Did you know that there has been a seismic shift in asset allocation that can’t be ignored? 

The bond market has been in a secular Bull market since 1982, interest rates have been coming down  and bond values have been rising for 40 years and this has made bonds a safe and secure part of every  portfolio for decades. Keeping portfolios safe has been easy, just add more bonds. Most people don’t know that the interest rate cycle is a multi-decade cycle. The most popular asset allocation model used  by financial advisors and retirement plan participants is the 60/40 allocation. 

What should investors do if the so call safe part of your portfolio, is no longer safe? 

You’re probably wondering what the bond market history and multi decade cycles have to do with the  Alpha Dog ETF. 

Financial Advisors and individual investors are now dealing with this generational paradigm shift. How do you reduce volatility if the safe part of your portfolio is no longer safe? 

My name is Eduard Hamamjian and I’m the Chief Investment officer of the Alpha Dog ETF, and the  principal of GeaSphere LLC, a SEC registered investment advisors’ firm. I have been managing model  portfolios in SMA accounts for the past 30 years. 

We launched the Alpha Dog ETF to solve the new paradigm shift, of how to reduce risk in client  portfolios without using bonds. 

The Alpha Dog seeks to buy the leading stocks of leading sectors with a new economy bias for core  holdings and a 36-month price target.
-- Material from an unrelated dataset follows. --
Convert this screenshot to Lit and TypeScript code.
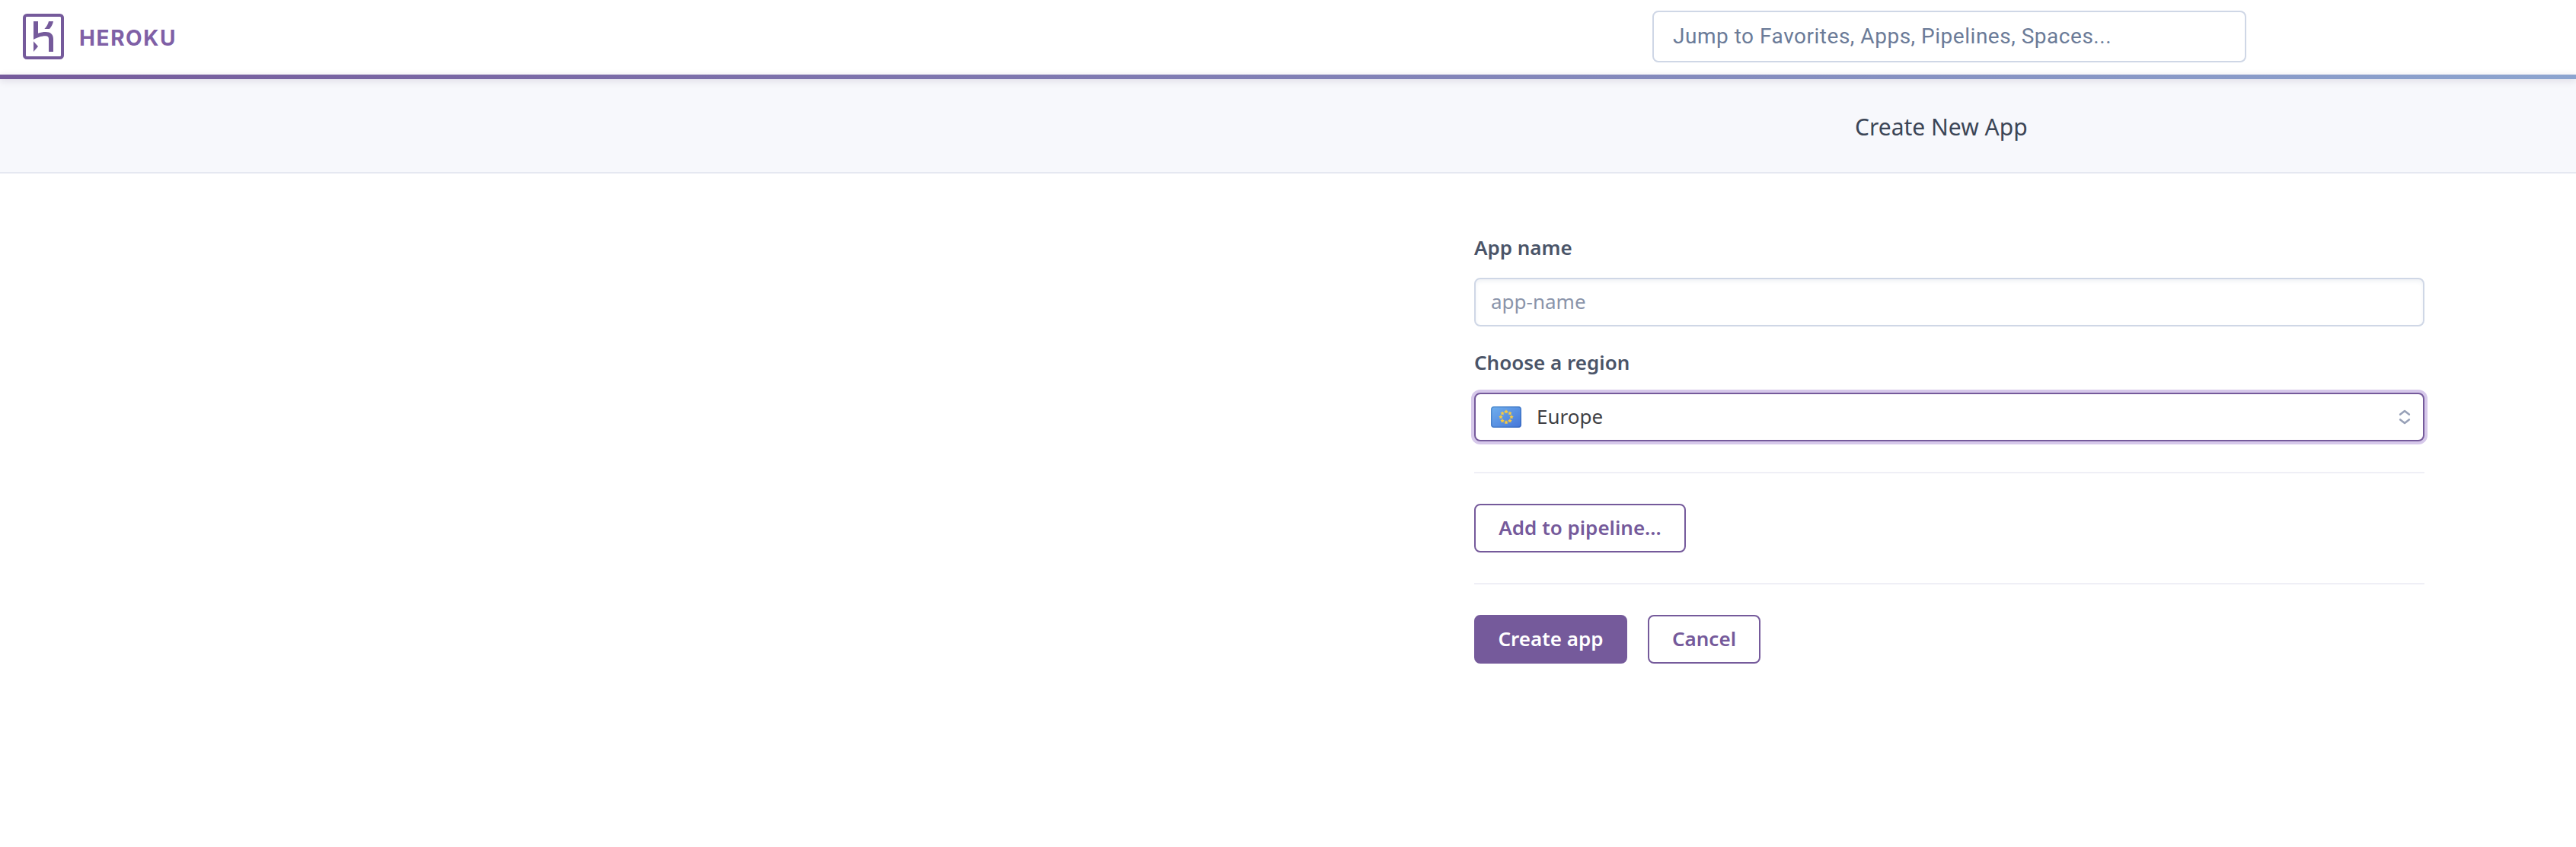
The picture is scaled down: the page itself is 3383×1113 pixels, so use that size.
import { LitElement, html, svg, css } from "lit";
import { customElement } from "lit/decorators.js";

const starPoints = (cx: number, cy: number, r: number) =>
  Array.from({ length: 10 }, (_, i) => {
    const a = (Math.PI / 5) * i - Math.PI / 2;
    const d = i % 2 ? r * 0.5 : r;
    return `${(cx + d * Math.cos(a)).toFixed(2)},${(cy + d * Math.sin(a)).toFixed(2)}`;
  }).join(" ");

@customElement("heroku-mark")
class HerokuMark extends LitElement {
  static styles = css`
    :host { display: block; width: 54px; height: 60px; }
    svg { display: block; width: 54px; height: 60px; }
  `;
  render() {
    return html`<svg viewBox="90 54 162 180">
      <rect x="96" y="60" width="150" height="168" rx="10" fill="none" stroke="#755a9b" stroke-width="12" />
      <g fill="#755a9b">
        <path d="M132 84h18v47c10-3 20-5 30-5 20 0 30 10 30 28v50h-18v-50c0-8-4-12-12-12-20 0-34 7-48 14z" />
        <path d="M132 163l18 20-18 21z" />
        <path d="M192 84h18c-2 11-7 21-15 30h-20c9-9 14-19 17-30z" />
      </g>
    </svg>`;
  }
}

@customElement("eu-flag")
class EuFlag extends LitElement {
  static styles = css`
    :host { display: block; width: 40px; height: 28px; }
    svg { display: block; }
  `;
  render() {
    return html`<svg width="40" height="28" viewBox="0 0 40 28">
      <defs>
        <linearGradient id="sky" x1="0" y1="0" x2="1" y2="1">
          <stop offset="0" stop-color="#70b0ee" />
          <stop offset="1" stop-color="#4475d8" />
        </linearGradient>
      </defs>
      <rect width="40" height="28" rx="4" fill="url(#sky)" />
      <rect x="0.75" y="0.75" width="38.5" height="26.5" rx="3.4" fill="none" stroke="#1c4f96" stroke-opacity="0.33" stroke-width="1.5" />
      ${Array.from({ length: 8 }, (_, i) => {
        const a = (Math.PI / 4) * i;
        return svg`<polygon fill="#fbcb3c" points=${starPoints(20 + 7 * Math.sin(a), 14 - 7 * Math.cos(a), 2.9)} />`;
      })}
    </svg>`;
  }
}

@customElement("app-root")
class AppRoot extends LitElement {
  static styles = css`
    :host {
      display: block;
      height: 1113px;
      background: #fff;
      font: 400 26px/40px "Noto Sans", "Open Sans", sans-serif;
      color: #3f3f44;
    }
    * { box-sizing: border-box; }
    .top {
      display: flex;
      align-items: center;
      height: 98px;
      padding: 0 433px 0 30px;
    }
    .brand { display: flex; align-items: center; gap: 20px; padding-top: 0; }
    .word {
      padding-top: 2px;
      font: 700 28px/40px Inter, "Noto Sans", sans-serif;
      letter-spacing: 1.6px;
      color: #7f60a6;
    }
    heroku-mark { margin-bottom: 2px; }
    .search {
      display: flex;
      align-items: center;
      width: 780px;
      height: 68px;
      margin: -2px 0 0 auto;
      padding: 0 25px;
      border: 2px solid #cfd7e6;
      border-radius: 8px;
      font: 400 28px/40px Roboto, sans-serif;
      letter-spacing: 0.52px;
      color: #6b7b98;
      white-space: nowrap;
    }
    .bar {
      position: relative;
      height: 6px;
      background: linear-gradient(to right, #755a9b, #8ca4cf);
      box-shadow: 0 2px 10px rgba(50, 30, 70, 0.16);
    }
    .sub {
      display: flex;
      align-items: center;
      height: 124px;
      padding: 3px 0 0 2436px;
      background: #f7f8fc;
      border-bottom: 2px solid #e5e8f1;
      font-size: 30px;
      color: #3b4556;
    }
    .form {
      display: flex;
      flex-direction: column;
      width: 1248px;
      margin: 77px 0 0 1936px;
    }
    .label { font-weight: 600; color: #4a5468; margin-bottom: 20px; }
    .field {
      display: flex;
      align-items: center;
      height: 64px;
      padding: 0 20px;
      border: 2px solid #cfd7e6;
      border-radius: 8px;
      background: #fff;
    }
    .field.name {
      margin-bottom: 27px;
      padding-bottom: 2px;
      color: #8a94aa;
      box-shadow: inset 0 3px 5px rgba(60, 80, 130, 0.07);
    }
    .field.region {
      gap: 20px;
      padding-right: 16px;
      border-color: #755a9b;
      box-shadow: 0 0 0 4px #d6c8ea;
    }
    .country { padding-bottom: 2px; }
    .chevrons { margin-left: auto; display: block; }
    .rule { height: 2px; background: #efeff6; margin: 40px 0; }
    .actions { display: flex; gap: 27px; }
    .btn {
      display: flex;
      align-items: center;
      justify-content: center;
      height: 64px;
      padding-bottom: 2px;
      border: 2px solid #755a9b;
      border-radius: 8px;
      font-weight: 600;
      color: #755a9b;
      white-space: nowrap;
    }
    .pipeline { width: 278px; }
    .create { width: 201px; background: #755a9b; color: #fff; }
    .cancel { width: 148px; }
  `;
  render() {
    return html`
      <div class="top">
        <div class="brand"><heroku-mark></heroku-mark><span class="word">HEROKU</span></div>
        <div class="search">Jump to Favorites, Apps, Pipelines, Spaces...</div>
      </div>
      <div class="bar"></div>
      <div class="sub">Create New App</div>
      <div class="form">
        <div class="label">App name</div>
        <div class="field name">app-name</div>
        <div class="label">Choose a region</div>
        <div class="field region">
          <eu-flag></eu-flag>
          <span class="country">Europe</span>
          <svg class="chevrons" width="16" height="20" viewBox="0 0 16 20" fill="none" stroke="#98a1b8" stroke-width="2.6" stroke-linecap="round" stroke-linejoin="round">
            <path d="M2.2 6.6L8 2L13.8 6.6M2.2 13.4L8 18L13.8 13.4" />
          </svg>
        </div>
        <div class="rule"></div>
        <div class="actions"><div class="btn pipeline">Add to pipeline...</div></div>
        <div class="rule"></div>
        <div class="actions">
          <div class="btn create">Create app</div>
          <div class="btn cancel">Cancel</div>
        </div>
      </div>
    `;
  }
}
We will hold any security for as long as they are leaders. The ETF  typically holds 40 stocks. 

The Alpha Dog has an options overlay strategy in which we sell covered calls against our positions every month. This means we take in a premium whether the stocks in the fund rise fall or stay the same.

When stocks are rising or going sideways our premiums will enhance total returns, and when stocks are  falling, we use the premiums to hedge our portfolios to reduce downside volatility and provide a  diversifier to reduce risk. 

We believe the Alpha Dog can be used as a standalone for the growth part of every portfolio or part of a  larger portfolio allocation. We hope you will give us a try. 

Thank you for listening.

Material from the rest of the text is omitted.